Empirical phi-divergence test statistics for testing simple and composite null hypotheses

The main purpose of this paper is to introduce first a new family of empirical test statistics for testing a simple null hypothesis when the vector of parameters of interest are defined through a specific set of unbiased estimating functions. This family of test statistics is based on a distance between two probability vectors, with the first probability vector obtained by maximizing the empirical likelihood on the vector of parameters, and the second vector defined from the fixed vector of parameters under the simple null hypothesis. The distance considered for this purpose is the phi-divergence measure. The asymptotic distribution is then derived for this family of test statistics. The proposed methodology is illustrated through the well-known data of Newcomb's measurements on the passage time for light.
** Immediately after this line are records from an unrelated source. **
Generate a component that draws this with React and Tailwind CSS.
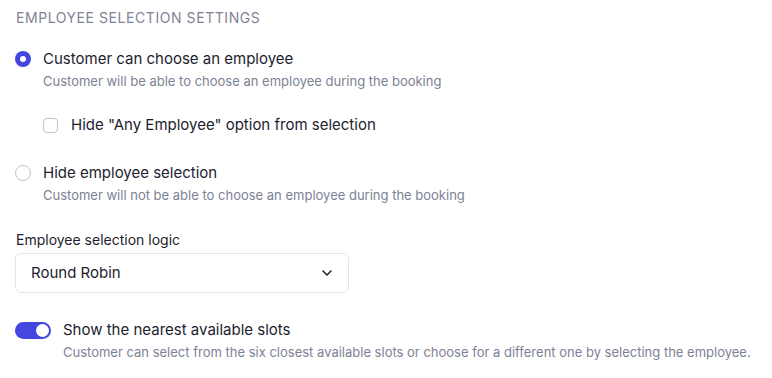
import { ChevronDown } from 'lucide-react';

const Radio = ({ checked }) => (
  <span
    className={
      checked
        ? 'w-4 h-4 rounded-full bg-[#4346e0] flex items-center justify-center shrink-0'
        : 'block w-4 h-4 rounded-full border border-[#bfc3cc] bg-white shrink-0'
    }
  >
    {checked && <span className="w-[6px] h-[6px] rounded-full bg-white" />}
  </span>
);

export default function App() {
  return (
    <div className="w-[772px] h-[378px] bg-white font-['Inter',sans-serif] text-[#1c1d2e] pl-[15px] pt-[10px]">
      <h2 className="text-[14px] leading-4 tracking-[0.04em] uppercase text-[#7f8494] pl-[1px]">
        Employee selection settings
      </h2>

      {/* Option 1 */}
      <div className="mt-[22px] flex gap-3">
        <div className="pt-[3px]">
          <Radio checked />
        </div>
        <div>
          <p className="text-[15px] leading-[22px]">Customer can choose an employee</p>
          <p className="text-[13px] leading-5 text-[#7c8294] mt-[1px]">
            Customer will be able to choose an employee during the booking
          </p>
        </div>
      </div>

      <label className="mt-[23px] ml-[28px] flex items-center gap-[13px]">
        <span className="w-[15px] h-[15px] rounded-[4px] border border-[#bfc3cc] bg-white" />
        <span className="text-[15px] leading-[22px]">Hide "Any Employee" option from selection</span>
      </label>

      {/* Option 2 */}
      <div className="mt-[26px] flex gap-3">
        <div className="pt-[3px]">
          <Radio />
        </div>
        <div>
          <p className="text-[15px] leading-[22px]">Hide employee selection</p>
          <p className="text-[13px] leading-5 text-[#7c8294] mt-[1px]">
            Customer will not be able to choose an employee during the booking
          </p>
        </div>
      </div>

      {/* Selection logic */}
      <div className="mt-[25px]">
        <p className="text-[14px] leading-5 pl-[1px]">Employee selection logic</p>
        <div className="mt-[3px] w-[334px] h-[40px] border border-[#e3e5ea] rounded-[6px] flex items-center justify-between pl-[15px] pr-[13px]">
          <span className="text-[15px]">Round Robin</span>
          <ChevronDown className="w-4 h-4 text-[#1c1d2e]" strokeWidth={2.25} />
        </div>
      </div>

      {/* Toggle */}
      <div className="mt-[26px] flex gap-3">
        <div className="pt-[3px]">
          <span className="w-[36px] h-[17px] rounded-full bg-[#4346e0] flex items-center justify-end pr-[2px]">
            <span className="w-[13px] h-[13px] rounded-full bg-white" />
          </span>
        </div>
        <div>
          <p className="text-[15px] leading-[22px]">Show the nearest available slots</p>
          <p className="text-[13px] leading-5 text-[#7c8294] mt-[1px]">
            Customer can select from the six closest available slots or choose for a different one by selecting the employee.
          </p>
        </div>
      </div>
    </div>
  );
}
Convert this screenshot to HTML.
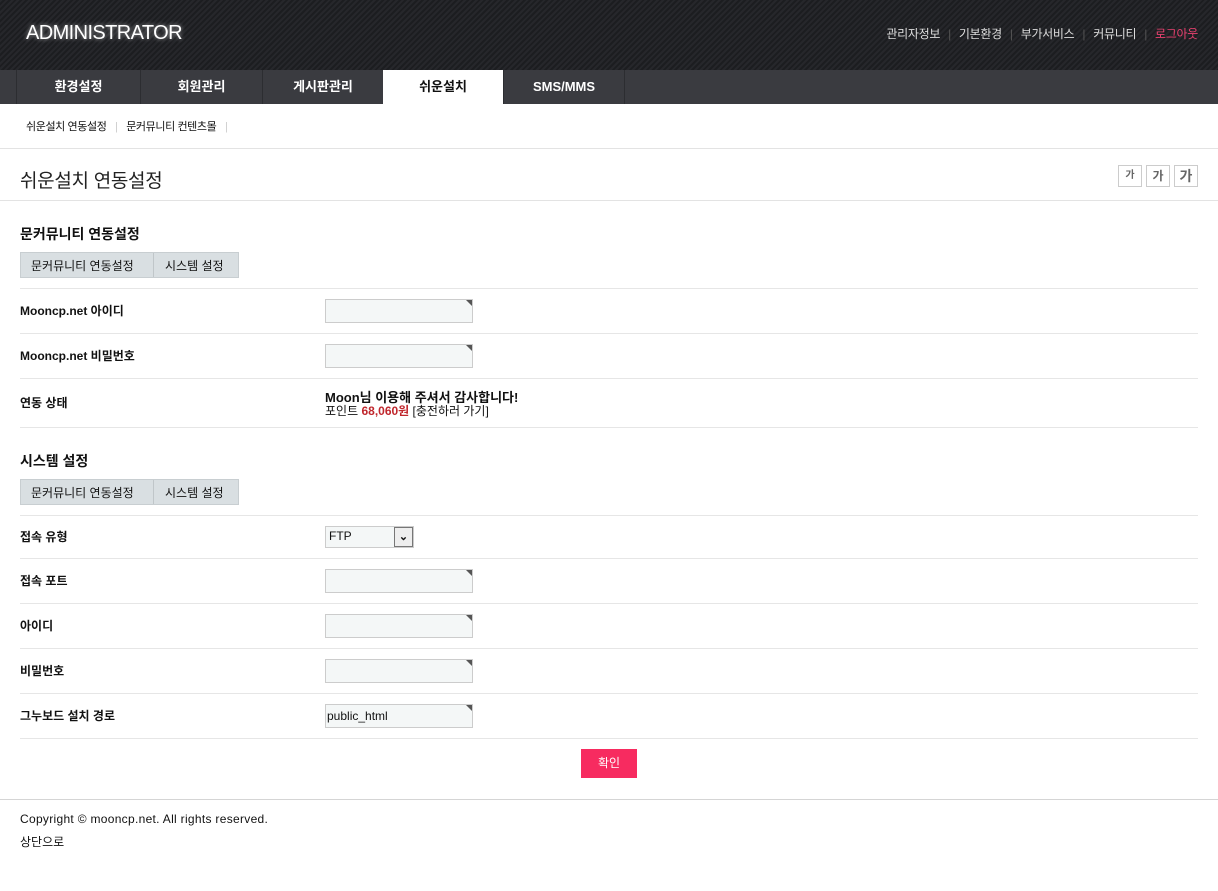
<!DOCTYPE html>
<html><head><meta charset="utf-8"><style>
*{margin:0;padding:0;box-sizing:border-box}
body{width:1218px;height:891px;background:#fff;font-family:"Liberation Sans","Noto Sans CJK KR","NanumGothic",sans-serif;font-size:12px;color:#111;position:relative;overflow:hidden}
.a{position:absolute}
#hd{left:0;top:0;width:1218px;height:70px;background:repeating-linear-gradient(135deg,#26272b 0 2px,#1c1d20 2px 4px)}
#logo{left:26px;top:22px;color:#fff;font-size:20px;letter-spacing:-0.6px;text-shadow:0 0 4px rgba(255,255,255,.6)}
#tl{right:20px;top:25px;color:#ddd;font-size:12px;letter-spacing:-0.3px}
#tl span.s{color:#555;margin:0 8px}
#nav{left:0;top:70px;width:1218px;height:34px;background:#3a3b40}
.t{top:70px;height:34px;line-height:34px;text-align:center;color:#fff;font-weight:bold;font-size:13px;border-left:1px solid #2c2d31}
.line{left:0;width:1218px;height:1px;background:#e3e3e3}
.rl{left:20px;width:1178px;height:1px;background:#e6e6e6}
.lbl{left:20px;font-weight:bold;font-size:12px}
.inp{left:325px;width:148px;height:24px;background:#f4f7f7;border:1px solid #ccc}
.inp:after{content:"";position:absolute;right:0;top:0;border-top:6px solid #555;border-left:6px solid transparent}
.btns{left:20px;height:26px;width:219px;background:#d9dfe2;border:1px solid #c8ced1;font-size:12px}
.btns span{position:absolute;top:4px}
.fs{width:24px;height:22px;top:165px;border:1px solid #ccc;color:#666;text-align:center;line-height:20px;font-weight:bold}
</style></head><body>
<div class="a" id="hd"></div>
<div class="a" id="logo">ADMINISTRATOR</div>
<div class="a" id="tl">관리자정보<span class="s">|</span>기본환경<span class="s">|</span>부가서비스<span class="s">|</span>커뮤니티<span class="s">|</span><span style="color:#e8416f">로그아웃</span></div>
<div class="a" id="nav"></div>
<div class="a t" style="left:16px;width:124px">환경설정</div>
<div class="a t" style="left:140px;width:122px">회원관리</div>
<div class="a t" style="left:262px;width:121px">게시판관리</div>
<div class="a t" style="left:383px;width:120px;background:#fff;color:#111;border:0">쉬운설치</div>
<div class="a t" style="left:503px;width:122px;border-right:1px solid #2c2d31">SMS/MMS</div>
<div class="a" style="left:26px;top:118px;font-size:11px;letter-spacing:-0.4px">쉬운설치 연동설정 <span style="color:#ccc;margin:0 6px">|</span> 문커뮤니티 컨텐츠몰 <span style="color:#ccc;margin-left:6px">|</span></div>
<div class="a line" style="top:148px"></div>
<div class="a" style="left:20px;top:166px;font-size:19px;color:#222;letter-spacing:-0.3px">쉬운설치 연동설정</div>
<div class="a fs" style="left:1118px;font-size:10px">가</div>
<div class="a fs" style="left:1146px;font-size:12px">가</div>
<div class="a fs" style="left:1174px;font-size:14px">가</div>
<div class="a line" style="top:200px"></div>

<div class="a" style="left:20px;top:224px;font-size:14px;font-weight:bold">문커뮤니티 연동설정</div>
<div class="a btns" style="top:252px"><span style="left:10px">문커뮤니티 연동설정</span><span style="left:132px;top:0;width:1px;height:24px;background:#c0c6c9"></span><span style="left:144px">시스템 설정</span></div>
<div class="a rl" style="top:288px"></div>
<div class="a lbl" style="top:302px">Mooncp.net 아이디</div>
<div class="a inp" style="top:299px"></div>
<div class="a rl" style="top:333px"></div>
<div class="a lbl" style="top:347px">Mooncp.net 비밀번호</div>
<div class="a inp" style="top:344px"></div>
<div class="a rl" style="top:378px"></div>
<div class="a lbl" style="top:394px">연동 상태</div>
<div class="a" style="left:325px;top:387px;font-weight:bold;font-size:13px">Moon님 이용해 주셔서 감사합니다!</div>
<div class="a" style="left:325px;top:402px">포인트 <b style="color:#c0272d">68,060원</b> [충전하러 가기]</div>
<div class="a rl" style="top:427px"></div>

<div class="a" style="left:20px;top:451px;font-size:14px;font-weight:bold">시스템 설정</div>
<div class="a btns" style="top:479px"><span style="left:10px">문커뮤니티 연동설정</span><span style="left:132px;top:0;width:1px;height:24px;background:#c0c6c9"></span><span style="left:144px">시스템 설정</span></div>
<div class="a rl" style="top:515px"></div>
<div class="a lbl" style="top:528px">접속 유형</div>
<div class="a" style="left:325px;top:526px;width:89px;height:22px;background:#f4f7f7;border:1px solid #ccc;padding:2px 3px">FTP</div>
<div class="a" style="left:394px;top:527px;width:19px;height:20px;border:1px solid #777;background:#eee;text-align:center;line-height:18px;font-size:11px;font-weight:bold">&#8964;</div>
<div class="a rl" style="top:558px"></div>
<div class="a lbl" style="top:572px">접속 포트</div>
<div class="a inp" style="top:569px"></div>
<div class="a rl" style="top:603px"></div>
<div class="a lbl" style="top:617px">아이디</div>
<div class="a inp" style="top:614px"></div>
<div class="a rl" style="top:648px"></div>
<div class="a lbl" style="top:662px">비밀번호</div>
<div class="a inp" style="top:659px"></div>
<div class="a rl" style="top:693px"></div>
<div class="a lbl" style="top:707px">그누보드 설치 경로</div>
<div class="a inp" style="top:704px;padding:4px 1px">public_html</div>
<div class="a rl" style="top:738px"></div>
<div class="a" style="left:581px;top:749px;width:56px;height:29px;background:#f72b60;color:#fff;text-align:center;line-height:29px">확인</div>
<div class="a line" style="top:799px;background:#d5d5d5"></div>
<div class="a" style="left:20px;top:812px;letter-spacing:0.3px">Copyright © mooncp.net. All rights reserved.</div>
<div class="a" style="left:20px;top:833px">상단으로</div>
</body></html>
A simulation study is carried out to compare its performance with that of the empirical likelihood ratio test when confidence intervals are constructed based on the respective statistics for small sample sizes. The results suggest that the "empirical modified likelihood ratio test statistic" provides a competitive alternative to the empirical likelihood ratio test statistic, and is also more robust than the empirical likelihood ratio test statistic in the presence of contamination in the data. Finally, we propose empirical phi-divergence test statistics for testing a composite null hypothesis and present some asymptotic as well as simulation results for evaluating the performance of these test procedures.